*Task statement*. Keep only the lines of the listing that include the word "this", and copy them.

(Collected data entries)

BEGIN

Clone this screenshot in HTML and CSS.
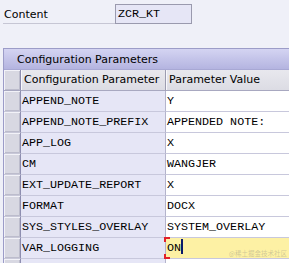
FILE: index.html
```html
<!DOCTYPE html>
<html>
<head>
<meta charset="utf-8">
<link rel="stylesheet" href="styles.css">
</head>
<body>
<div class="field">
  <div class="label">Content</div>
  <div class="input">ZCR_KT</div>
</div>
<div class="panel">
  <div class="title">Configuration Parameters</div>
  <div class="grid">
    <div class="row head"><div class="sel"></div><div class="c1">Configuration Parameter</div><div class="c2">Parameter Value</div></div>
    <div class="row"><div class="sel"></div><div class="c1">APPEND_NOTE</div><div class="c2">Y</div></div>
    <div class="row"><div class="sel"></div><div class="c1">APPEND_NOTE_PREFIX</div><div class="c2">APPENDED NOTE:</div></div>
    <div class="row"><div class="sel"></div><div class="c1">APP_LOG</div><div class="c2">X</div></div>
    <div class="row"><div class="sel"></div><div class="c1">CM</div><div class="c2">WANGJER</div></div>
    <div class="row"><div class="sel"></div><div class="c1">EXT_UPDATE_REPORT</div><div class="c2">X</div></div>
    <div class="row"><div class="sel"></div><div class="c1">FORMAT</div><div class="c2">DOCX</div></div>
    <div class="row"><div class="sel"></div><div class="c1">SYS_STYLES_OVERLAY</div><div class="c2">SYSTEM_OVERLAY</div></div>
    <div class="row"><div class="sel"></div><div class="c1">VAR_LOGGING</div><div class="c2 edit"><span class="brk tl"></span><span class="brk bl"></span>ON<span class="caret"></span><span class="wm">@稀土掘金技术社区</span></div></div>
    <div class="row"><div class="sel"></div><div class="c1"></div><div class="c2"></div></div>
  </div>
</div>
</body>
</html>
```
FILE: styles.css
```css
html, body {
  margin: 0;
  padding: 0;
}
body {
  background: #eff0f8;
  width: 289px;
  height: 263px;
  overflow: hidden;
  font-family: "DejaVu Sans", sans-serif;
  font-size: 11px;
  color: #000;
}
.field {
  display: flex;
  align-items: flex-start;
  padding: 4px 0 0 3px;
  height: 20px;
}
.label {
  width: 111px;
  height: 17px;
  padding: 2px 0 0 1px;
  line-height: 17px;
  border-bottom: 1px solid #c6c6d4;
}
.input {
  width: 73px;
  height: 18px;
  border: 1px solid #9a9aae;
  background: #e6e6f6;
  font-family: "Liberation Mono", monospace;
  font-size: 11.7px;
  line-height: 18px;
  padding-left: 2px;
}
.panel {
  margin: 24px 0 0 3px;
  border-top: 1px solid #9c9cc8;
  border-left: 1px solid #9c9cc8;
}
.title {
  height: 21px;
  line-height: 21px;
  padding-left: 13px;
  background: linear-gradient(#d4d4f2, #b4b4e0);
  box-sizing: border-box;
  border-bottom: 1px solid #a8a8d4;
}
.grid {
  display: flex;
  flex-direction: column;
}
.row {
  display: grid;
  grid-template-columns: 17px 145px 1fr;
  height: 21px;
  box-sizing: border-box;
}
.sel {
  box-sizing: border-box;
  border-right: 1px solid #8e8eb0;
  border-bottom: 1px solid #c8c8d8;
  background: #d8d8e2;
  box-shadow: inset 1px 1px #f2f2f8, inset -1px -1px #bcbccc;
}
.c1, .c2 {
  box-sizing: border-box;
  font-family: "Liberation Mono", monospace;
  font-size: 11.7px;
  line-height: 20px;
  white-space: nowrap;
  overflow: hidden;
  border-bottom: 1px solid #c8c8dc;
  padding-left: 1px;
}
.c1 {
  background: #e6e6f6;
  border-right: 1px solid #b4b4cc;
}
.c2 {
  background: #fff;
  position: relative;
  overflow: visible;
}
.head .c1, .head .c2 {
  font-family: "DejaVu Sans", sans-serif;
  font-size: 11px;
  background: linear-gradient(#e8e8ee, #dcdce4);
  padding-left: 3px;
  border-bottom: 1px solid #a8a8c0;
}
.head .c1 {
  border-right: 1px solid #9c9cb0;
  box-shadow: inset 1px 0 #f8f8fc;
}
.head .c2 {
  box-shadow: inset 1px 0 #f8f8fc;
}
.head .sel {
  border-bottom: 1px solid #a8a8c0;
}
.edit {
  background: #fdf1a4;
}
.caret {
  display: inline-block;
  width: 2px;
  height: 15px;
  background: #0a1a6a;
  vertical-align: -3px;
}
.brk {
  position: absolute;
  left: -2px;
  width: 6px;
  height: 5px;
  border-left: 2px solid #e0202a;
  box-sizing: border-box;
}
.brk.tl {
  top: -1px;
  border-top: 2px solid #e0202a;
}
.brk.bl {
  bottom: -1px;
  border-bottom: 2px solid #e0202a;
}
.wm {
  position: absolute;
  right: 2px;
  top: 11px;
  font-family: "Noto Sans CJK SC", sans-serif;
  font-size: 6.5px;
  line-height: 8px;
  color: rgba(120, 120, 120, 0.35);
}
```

END
BEGIN

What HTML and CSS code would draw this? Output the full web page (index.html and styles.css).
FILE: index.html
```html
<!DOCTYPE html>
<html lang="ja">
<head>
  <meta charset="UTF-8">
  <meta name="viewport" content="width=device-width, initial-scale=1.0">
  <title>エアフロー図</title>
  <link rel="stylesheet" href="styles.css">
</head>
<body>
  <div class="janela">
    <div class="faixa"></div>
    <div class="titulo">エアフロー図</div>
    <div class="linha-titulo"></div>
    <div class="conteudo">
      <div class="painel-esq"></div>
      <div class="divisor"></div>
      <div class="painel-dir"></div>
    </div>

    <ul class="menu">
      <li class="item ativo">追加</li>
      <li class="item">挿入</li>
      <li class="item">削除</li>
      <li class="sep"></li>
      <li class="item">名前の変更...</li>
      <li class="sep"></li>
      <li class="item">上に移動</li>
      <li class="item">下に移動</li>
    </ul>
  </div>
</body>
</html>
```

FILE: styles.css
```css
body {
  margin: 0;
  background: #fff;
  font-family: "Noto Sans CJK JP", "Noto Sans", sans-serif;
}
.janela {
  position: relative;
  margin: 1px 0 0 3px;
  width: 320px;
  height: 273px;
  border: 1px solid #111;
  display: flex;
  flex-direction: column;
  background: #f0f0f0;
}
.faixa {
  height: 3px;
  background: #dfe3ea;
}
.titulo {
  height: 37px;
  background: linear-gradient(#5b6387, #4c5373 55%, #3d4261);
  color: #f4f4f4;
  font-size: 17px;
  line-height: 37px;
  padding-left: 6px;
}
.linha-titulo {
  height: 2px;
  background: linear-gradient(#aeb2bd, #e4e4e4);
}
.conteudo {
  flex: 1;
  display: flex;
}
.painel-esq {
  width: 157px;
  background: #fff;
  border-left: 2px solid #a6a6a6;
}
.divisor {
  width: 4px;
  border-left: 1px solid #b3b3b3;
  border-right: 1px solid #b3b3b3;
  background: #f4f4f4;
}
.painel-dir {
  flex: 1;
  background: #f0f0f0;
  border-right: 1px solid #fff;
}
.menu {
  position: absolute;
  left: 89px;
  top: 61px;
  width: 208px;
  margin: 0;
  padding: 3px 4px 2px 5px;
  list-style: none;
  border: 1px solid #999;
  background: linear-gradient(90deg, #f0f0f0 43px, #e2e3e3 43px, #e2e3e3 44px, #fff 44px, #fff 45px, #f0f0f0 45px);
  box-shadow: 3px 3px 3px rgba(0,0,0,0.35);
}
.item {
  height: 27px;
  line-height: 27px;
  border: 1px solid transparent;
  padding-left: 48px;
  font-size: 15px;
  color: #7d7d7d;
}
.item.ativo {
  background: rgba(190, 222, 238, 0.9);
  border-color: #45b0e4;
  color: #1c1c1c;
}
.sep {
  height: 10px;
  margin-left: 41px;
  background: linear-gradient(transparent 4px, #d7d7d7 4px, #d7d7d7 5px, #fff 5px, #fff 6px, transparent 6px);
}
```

END

*Full output*.
Clone this screenshot in HTML and CSS.
What HTML and CSS code would draw this? Output the full web page (index.html and styles.css).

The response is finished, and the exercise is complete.